▶ _To be done_
Search the material for the word "components" and report each line where it turns up.

▶ _Data lines_

══════

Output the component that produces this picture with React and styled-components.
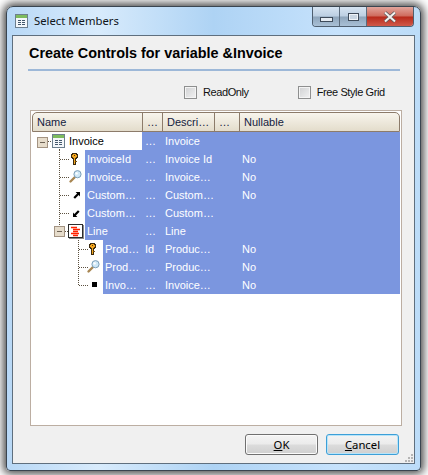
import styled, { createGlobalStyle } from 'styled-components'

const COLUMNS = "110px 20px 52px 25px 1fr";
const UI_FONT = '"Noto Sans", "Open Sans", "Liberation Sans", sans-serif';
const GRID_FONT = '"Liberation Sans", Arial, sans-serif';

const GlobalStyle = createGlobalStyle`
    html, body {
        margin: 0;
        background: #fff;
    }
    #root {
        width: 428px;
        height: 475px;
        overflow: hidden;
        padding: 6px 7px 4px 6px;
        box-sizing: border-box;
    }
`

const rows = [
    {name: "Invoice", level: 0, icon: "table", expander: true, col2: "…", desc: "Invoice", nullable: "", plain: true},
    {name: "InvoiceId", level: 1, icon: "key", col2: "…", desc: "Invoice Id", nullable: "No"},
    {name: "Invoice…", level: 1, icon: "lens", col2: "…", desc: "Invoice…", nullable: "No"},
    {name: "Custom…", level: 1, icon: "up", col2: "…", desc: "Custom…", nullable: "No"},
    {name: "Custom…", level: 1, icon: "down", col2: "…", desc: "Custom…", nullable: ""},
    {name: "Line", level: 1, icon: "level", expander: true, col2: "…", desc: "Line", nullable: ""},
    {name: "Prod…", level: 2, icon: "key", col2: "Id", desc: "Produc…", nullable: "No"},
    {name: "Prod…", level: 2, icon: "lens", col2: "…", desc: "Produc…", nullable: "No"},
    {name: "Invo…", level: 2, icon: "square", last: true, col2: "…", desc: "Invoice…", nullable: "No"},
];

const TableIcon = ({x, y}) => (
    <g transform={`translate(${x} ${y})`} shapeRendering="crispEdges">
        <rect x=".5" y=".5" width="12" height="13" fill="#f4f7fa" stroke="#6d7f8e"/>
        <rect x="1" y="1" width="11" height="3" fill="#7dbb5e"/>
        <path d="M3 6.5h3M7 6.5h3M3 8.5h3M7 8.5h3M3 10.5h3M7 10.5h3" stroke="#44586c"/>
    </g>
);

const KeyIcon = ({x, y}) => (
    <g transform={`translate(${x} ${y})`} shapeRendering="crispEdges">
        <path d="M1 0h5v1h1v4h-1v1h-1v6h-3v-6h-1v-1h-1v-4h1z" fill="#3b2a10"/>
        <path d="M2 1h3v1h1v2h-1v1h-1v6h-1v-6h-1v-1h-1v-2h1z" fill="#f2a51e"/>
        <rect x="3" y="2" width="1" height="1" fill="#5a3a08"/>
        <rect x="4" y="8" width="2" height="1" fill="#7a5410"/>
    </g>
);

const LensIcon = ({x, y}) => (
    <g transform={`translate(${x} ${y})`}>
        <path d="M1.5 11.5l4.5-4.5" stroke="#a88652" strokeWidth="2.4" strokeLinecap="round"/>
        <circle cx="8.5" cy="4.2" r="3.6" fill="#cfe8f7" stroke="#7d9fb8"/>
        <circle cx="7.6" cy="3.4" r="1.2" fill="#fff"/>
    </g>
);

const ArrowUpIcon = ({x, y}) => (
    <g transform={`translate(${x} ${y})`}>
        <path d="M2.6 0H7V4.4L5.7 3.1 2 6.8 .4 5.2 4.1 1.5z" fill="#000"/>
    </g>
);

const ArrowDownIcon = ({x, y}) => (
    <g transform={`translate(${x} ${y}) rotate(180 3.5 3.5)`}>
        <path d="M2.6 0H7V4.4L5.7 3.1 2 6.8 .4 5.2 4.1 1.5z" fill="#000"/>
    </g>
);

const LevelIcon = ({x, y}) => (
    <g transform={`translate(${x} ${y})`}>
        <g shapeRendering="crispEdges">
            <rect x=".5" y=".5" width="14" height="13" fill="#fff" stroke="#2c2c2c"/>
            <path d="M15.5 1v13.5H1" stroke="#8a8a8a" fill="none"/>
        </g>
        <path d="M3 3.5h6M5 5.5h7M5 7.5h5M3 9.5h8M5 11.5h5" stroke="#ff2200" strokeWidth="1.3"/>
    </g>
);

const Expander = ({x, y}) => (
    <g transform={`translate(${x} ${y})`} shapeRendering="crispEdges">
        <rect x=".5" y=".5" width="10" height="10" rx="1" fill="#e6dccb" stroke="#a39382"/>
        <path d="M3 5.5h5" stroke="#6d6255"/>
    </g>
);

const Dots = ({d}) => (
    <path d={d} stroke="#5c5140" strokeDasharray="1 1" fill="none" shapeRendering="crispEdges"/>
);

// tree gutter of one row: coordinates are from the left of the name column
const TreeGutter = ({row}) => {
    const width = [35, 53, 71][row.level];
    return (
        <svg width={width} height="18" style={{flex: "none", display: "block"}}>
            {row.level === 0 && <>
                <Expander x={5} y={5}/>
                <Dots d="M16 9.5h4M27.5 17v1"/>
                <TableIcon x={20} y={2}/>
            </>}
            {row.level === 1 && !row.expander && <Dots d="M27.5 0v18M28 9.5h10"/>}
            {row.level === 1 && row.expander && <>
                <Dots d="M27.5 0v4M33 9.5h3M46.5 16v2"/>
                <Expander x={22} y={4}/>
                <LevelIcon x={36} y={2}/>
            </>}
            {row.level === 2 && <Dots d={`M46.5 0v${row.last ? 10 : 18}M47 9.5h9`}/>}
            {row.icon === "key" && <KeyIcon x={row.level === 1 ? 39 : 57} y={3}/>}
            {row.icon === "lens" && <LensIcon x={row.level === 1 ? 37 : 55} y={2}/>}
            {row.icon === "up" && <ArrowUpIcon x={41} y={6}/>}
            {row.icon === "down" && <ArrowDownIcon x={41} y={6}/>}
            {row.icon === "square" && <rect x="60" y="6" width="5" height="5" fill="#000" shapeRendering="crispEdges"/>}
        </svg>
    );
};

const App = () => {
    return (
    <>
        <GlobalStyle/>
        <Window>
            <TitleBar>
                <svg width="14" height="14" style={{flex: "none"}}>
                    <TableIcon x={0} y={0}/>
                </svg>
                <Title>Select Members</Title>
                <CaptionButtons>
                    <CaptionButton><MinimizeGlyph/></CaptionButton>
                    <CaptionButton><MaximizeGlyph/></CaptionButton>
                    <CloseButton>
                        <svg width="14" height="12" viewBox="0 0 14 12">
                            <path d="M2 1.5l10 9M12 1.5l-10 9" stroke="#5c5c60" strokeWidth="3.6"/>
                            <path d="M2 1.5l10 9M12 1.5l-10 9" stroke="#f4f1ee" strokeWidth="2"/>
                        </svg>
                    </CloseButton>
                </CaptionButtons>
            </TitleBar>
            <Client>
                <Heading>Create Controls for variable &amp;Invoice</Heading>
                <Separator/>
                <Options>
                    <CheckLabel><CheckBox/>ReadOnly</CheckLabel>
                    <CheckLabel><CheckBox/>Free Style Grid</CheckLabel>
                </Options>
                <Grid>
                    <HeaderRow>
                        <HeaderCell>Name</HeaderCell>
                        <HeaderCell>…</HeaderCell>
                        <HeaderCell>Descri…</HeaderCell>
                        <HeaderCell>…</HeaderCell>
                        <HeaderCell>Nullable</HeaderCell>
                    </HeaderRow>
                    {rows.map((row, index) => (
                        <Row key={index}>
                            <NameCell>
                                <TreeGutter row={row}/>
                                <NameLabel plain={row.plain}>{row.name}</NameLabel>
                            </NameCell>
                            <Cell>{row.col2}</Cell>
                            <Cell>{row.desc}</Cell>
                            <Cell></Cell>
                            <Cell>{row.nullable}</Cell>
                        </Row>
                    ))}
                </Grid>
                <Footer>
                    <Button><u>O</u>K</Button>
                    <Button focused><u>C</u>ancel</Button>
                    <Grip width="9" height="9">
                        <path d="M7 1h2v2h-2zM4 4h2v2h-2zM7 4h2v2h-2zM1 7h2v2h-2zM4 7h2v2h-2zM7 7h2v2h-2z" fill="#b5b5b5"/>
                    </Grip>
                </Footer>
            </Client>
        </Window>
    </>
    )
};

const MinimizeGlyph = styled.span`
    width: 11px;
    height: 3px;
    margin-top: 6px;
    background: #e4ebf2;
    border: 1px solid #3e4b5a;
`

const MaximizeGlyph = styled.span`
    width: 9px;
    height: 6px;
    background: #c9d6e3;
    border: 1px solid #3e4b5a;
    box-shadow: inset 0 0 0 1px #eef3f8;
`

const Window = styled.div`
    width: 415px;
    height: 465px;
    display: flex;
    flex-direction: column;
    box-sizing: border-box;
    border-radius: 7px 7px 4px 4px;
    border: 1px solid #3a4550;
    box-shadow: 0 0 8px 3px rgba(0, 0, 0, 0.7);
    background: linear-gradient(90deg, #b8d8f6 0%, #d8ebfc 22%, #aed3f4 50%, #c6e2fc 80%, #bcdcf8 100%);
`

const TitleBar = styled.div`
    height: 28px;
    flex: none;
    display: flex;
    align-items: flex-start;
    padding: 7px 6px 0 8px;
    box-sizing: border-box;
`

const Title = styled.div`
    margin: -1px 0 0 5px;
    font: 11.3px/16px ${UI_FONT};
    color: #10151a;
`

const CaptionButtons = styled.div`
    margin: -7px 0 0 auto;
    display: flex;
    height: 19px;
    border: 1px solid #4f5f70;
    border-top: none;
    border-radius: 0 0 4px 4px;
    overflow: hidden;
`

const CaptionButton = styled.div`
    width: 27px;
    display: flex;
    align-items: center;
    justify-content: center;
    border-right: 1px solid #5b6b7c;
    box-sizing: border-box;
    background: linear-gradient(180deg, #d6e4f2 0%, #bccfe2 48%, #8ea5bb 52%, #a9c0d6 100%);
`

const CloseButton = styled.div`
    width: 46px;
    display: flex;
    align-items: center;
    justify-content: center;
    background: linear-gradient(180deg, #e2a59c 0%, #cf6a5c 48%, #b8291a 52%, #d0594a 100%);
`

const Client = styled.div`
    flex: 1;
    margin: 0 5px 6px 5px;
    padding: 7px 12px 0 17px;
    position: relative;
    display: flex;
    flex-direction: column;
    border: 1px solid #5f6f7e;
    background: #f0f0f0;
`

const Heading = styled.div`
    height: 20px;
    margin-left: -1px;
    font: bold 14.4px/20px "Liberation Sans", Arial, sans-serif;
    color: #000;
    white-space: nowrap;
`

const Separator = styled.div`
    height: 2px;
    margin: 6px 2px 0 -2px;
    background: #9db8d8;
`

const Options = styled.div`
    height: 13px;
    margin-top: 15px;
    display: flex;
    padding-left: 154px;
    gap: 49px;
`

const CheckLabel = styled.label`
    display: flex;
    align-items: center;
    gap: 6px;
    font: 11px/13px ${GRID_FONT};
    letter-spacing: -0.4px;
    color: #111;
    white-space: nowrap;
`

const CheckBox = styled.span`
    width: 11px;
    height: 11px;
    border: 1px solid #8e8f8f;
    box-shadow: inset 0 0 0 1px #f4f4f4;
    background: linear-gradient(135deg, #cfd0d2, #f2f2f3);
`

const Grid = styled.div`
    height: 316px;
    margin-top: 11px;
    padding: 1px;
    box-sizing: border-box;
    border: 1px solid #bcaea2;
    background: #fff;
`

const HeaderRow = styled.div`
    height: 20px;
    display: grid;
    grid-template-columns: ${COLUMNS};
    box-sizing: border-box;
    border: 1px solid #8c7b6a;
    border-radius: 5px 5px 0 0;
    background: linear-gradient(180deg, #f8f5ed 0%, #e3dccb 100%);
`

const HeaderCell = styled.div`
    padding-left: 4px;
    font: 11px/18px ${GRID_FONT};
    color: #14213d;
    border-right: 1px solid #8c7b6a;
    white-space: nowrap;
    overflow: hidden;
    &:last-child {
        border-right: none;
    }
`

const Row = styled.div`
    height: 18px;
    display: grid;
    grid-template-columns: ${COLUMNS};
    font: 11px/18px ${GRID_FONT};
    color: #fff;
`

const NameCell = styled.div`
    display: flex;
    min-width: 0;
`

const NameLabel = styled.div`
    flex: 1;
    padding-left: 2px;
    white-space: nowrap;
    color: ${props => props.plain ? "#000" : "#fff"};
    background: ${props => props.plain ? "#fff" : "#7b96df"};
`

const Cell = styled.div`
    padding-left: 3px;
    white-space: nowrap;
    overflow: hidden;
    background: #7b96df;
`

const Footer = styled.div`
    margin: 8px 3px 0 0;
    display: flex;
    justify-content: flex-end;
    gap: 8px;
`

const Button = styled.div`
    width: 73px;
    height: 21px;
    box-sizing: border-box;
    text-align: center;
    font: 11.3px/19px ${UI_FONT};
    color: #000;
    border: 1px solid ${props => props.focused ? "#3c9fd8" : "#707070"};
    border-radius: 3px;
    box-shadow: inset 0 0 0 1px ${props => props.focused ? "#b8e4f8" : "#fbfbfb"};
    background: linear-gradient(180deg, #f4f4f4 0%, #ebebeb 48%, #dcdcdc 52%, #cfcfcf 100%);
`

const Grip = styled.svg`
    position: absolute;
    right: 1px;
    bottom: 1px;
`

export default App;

══════

▶ _The answer_
Output the component that produces this picture with React and styled-components.
import styled, { createGlobalStyle } from 'styled-components'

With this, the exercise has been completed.